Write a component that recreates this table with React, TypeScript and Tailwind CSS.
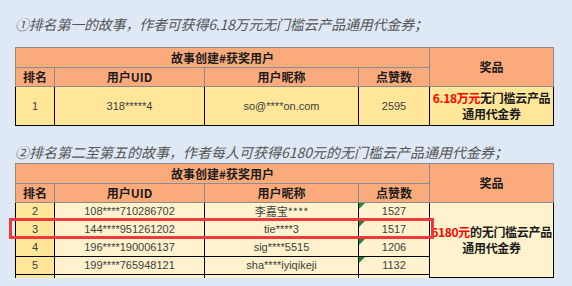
import React from "react";

const cjk = { fontFamily: '"Noto Sans CJK SC", "Noto Sans", sans-serif' };
const data = { fontFamily: '"Liberation Sans", "Noto Sans CJK SC", sans-serif' };

const rows = [
  { rank: "2", uid: "108****710286702", name: "李嘉宝****", likes: "1527" },
  { rank: "3", uid: "144****951261202", name: "tie****3", likes: "1517" },
  { rank: "4", uid: "196****190006137", name: "sig****5515", likes: "1206" },
  { rank: "5", uid: "199****765948121", name: "sha****iyiqikeji", likes: "1132" },
];

function Cols() {
  return (
    <colgroup>
      <col className="w-[39px]" />
      <col className="w-[150px]" />
      <col className="w-[154px]" />
      <col className="w-[71px]" />
      <col className="w-[124px]" />
    </colgroup>
  );
}

function Head() {
  const th = "border border-[#8c8c8c] bg-[#fbab7b] text-[12px] font-bold text-[#1c1c1c] text-center p-0";
  return (
    <thead style={cjk}>
      <tr className="h-[20px]">
        <th colSpan={4} className={th}>故事创建#获奖用户</th>
        <th rowSpan={2} className={th}>奖品</th>
      </tr>
      <tr className="h-[19px]">
        <th className={th}>排名</th>
        <th className={th}>用户UID</th>
        <th className={th}>用户昵称</th>
        <th className={th}>点赞数</th>
      </tr>
    </thead>
  );
}

function Prize({ amount, rest }: { amount: string; rest: string }) {
  return (
    <div style={cjk} className="whitespace-nowrap text-[12px] font-bold leading-[16px] tracking-[-0.3px] text-[#1c1c1c]">
      <span className="text-[#ff0000]">{amount}</span>
      {rest}
      <br />
      通用代金券
    </div>
  );
}

export default function App() {
  const td = "border border-black p-0 text-center text-[11px] text-[#404040]";
  return (
    <div className="relative h-[286px] w-[572px] overflow-hidden bg-[#dfe8f5] pl-[15px]">
      <p style={cjk} className="pt-[14px] text-[14px] italic leading-[20px] text-[#555555] tracking-[-0.2px]">
        ①排名第一的故事，作者可获得6.18万元无门槛云产品通用代金券；
      </p>
      <table className="mt-[13px] w-[538px] table-fixed border-collapse">
        <Cols />
        <Head />
        <tbody style={data}>
          <tr className="h-[39px] bg-[#ffe699]">
            <td className={td}>1</td>
            <td className={td}>318*****4</td>
            <td className={td}>so@****on.com</td>
            <td className={td}>2595</td>
            <td className={td}>
              <Prize amount="6.18万元" rest="无门槛云产品" />
            </td>
          </tr>
        </tbody>
      </table>
      <p style={cjk} className="mt-[16px] text-[14px] italic leading-[20px] text-[#555555]">
        ②排名第二至第五的故事，作者每人可获得6180元的无门槛云产品通用代金券；
      </p>
      <table className="mt-[1px] w-[538px] table-fixed border-collapse">
        <Cols />
        <Head />
        <tbody style={data}>
          {rows.map((r, i) => (
            <tr key={r.rank} className="h-[18px]">
              <td className={`${td} bg-[#ffe699]`}>{r.rank}</td>
              <td className={`${td} bg-[#fff2cc]`}>{r.uid}</td>
              <td className={`${td} bg-[#fff2cc]`} style={i === 0 ? cjk : data}>{r.name}</td>
              <td className={`${td} relative bg-[#fff2cc]`}>
                <span className="absolute left-0 top-0 h-0 w-0 border-l-[6px] border-b-[6px] border-l-[#1b8a2a] border-b-transparent" />
                {r.likes}
              </td>
              {i === 0 && (
                <td rowSpan={5} className={`${td} bg-[#fff2cc]`}>
                  <Prize amount="6180元" rest="的无门槛云产品" />
                </td>
              )}
            </tr>
          ))}
          <tr className="h-[3px]">
            <td className="border-x border-black bg-[#ffe699] p-0" />
            <td className="border-x border-black bg-[#fff2cc] p-0" />
            <td className="border-x border-black bg-[#fff2cc] p-0" />
            <td className="border-x border-black bg-[#fff2cc] p-0" />
          </tr>
        </tbody>
      </table>
      <div className="absolute left-[9px] top-[218px] h-[21px] w-[425px] border-[3px] border-[#ee3a3a]" />
    </div>
  );
}
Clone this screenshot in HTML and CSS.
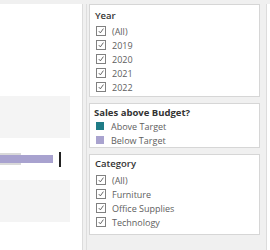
__________________________________________________
**YOUR INSTRUCTIONS:** Output, exactly, all the records above; include no pictures.

**RESULT BELOW:**
Write a component that recreates this table with React, TypeScript and Tailwind CSS.
import React from "react";

const cjk = { fontFamily: '"Noto Sans CJK SC", "Noto Sans", sans-serif' };
const data = { fontFamily: '"Liberation Sans", "Noto Sans CJK SC", sans-serif' };

const rows = [
  { rank: "2", uid: "108****710286702", name: "李嘉宝****", likes: "1527" },
  { rank: "3", uid: "144****951261202", name: "tie****3", likes: "1517" },
  { rank: "4", uid: "196****190006137", name: "sig****5515", likes: "1206" },
  { rank: "5", uid: "199****765948121", name: "sha****iyiqikeji", likes: "1132" },
];

function Cols() {
  return (
    <colgroup>
      <col className="w-[39px]" />
      <col className="w-[150px]" />
      <col className="w-[154px]" />
      <col className="w-[71px]" />
      <col className="w-[124px]" />
    </colgroup>
  );
}

function Head() {
  const th = "border border-[#8c8c8c] bg-[#fbab7b] text-[12px] font-bold text-[#1c1c1c] text-center p-0";
  return (
    <thead style={cjk}>
      <tr className="h-[20px]">
        <th colSpan={4} className={th}>故事创建#获奖用户</th>
        <th rowSpan={2} className={th}>奖品</th>
      </tr>
      <tr className="h-[19px]">
        <th className={th}>排名</th>
        <th className={th}>用户UID</th>
        <th className={th}>用户昵称</th>
        <th className={th}>点赞数</th>
      </tr>
    </thead>
  );
}

function Prize({ amount, rest }: { amount: string; rest: string }) {
  return (
    <div style={cjk} className="whitespace-nowrap text-[12px] font-bold leading-[16px] tracking-[-0.3px] text-[#1c1c1c]">
      <span className="text-[#ff0000]">{amount}</span>
      {rest}
      <br />
      通用代金券
    </div>
  );
}

export default function App() {
  const td = "border border-black p-0 text-center text-[11px] text-[#404040]";
  return (
    <div className="relative h-[286px] w-[572px] overflow-hidden bg-[#dfe8f5] pl-[15px]">
      <p style={cjk} className="pt-[14px] text-[14px] italic leading-[20px] text-[#555555] tracking-[-0.2px]">
        ①排名第一的故事，作者可获得6.18万元无门槛云产品通用代金券；
      </p>
      <table className="mt-[13px] w-[538px] table-fixed border-collapse">
        <Cols />
        <Head />
        <tbody style={data}>
          <tr className="h-[39px] bg-[#ffe699]">
            <td className={td}>1</td>
            <td className={td}>318*****4</td>
            <td className={td}>so@****on.com</td>
            <td className={td}>2595</td>
            <td className={td}>
              <Prize amount="6.18万元" rest="无门槛云产品" />
            </td>
          </tr>
        </tbody>
      </table>
      <p style={cjk} className="mt-[16px] text-[14px] italic leading-[20px] text-[#555555]">
        ②排名第二至第五的故事，作者每人可获得6180元的无门槛云产品通用代金券；
      </p>
      <table className="mt-[1px] w-[538px] table-fixed border-collapse">
        <Cols />
        <Head />
        <tbody style={data}>
          {rows.map((r, i) => (
            <tr key={r.rank} className="h-[18px]">
              <td className={`${td} bg-[#ffe699]`}>{r.rank}</td>
              <td className={`${td} bg-[#fff2cc]`}>{r.uid}</td>
              <td className={`${td} bg-[#fff2cc]`} style={i === 0 ? cjk : data}>{r.name}</td>
              <td className={`${td} relative bg-[#fff2cc]`}>
                <span className="absolute left-0 top-0 h-0 w-0 border-l-[6px] border-b-[6px] border-l-[#1b8a2a] border-b-transparent" />
                {r.likes}
              </td>
              {i === 0 && (
                <td rowSpan={5} className={`${td} bg-[#fff2cc]`}>
                  <Prize amount="6180元" rest="的无门槛云产品" />
                </td>
              )}
            </tr>
          ))}
          <tr className="h-[3px]">
            <td className="border-x border-black bg-[#ffe699] p-0" />
            <td className="border-x border-black bg-[#fff2cc] p-0" />
            <td className="border-x border-black bg-[#fff2cc] p-0" />
            <td className="border-x border-black bg-[#fff2cc] p-0" />
          </tr>
        </tbody>
      </table>
      <div className="absolute left-[9px] top-[218px] h-[21px] w-[425px] border-[3px] border-[#ee3a3a]" />
    </div>
  );
}
Clone this screenshot in HTML and CSS.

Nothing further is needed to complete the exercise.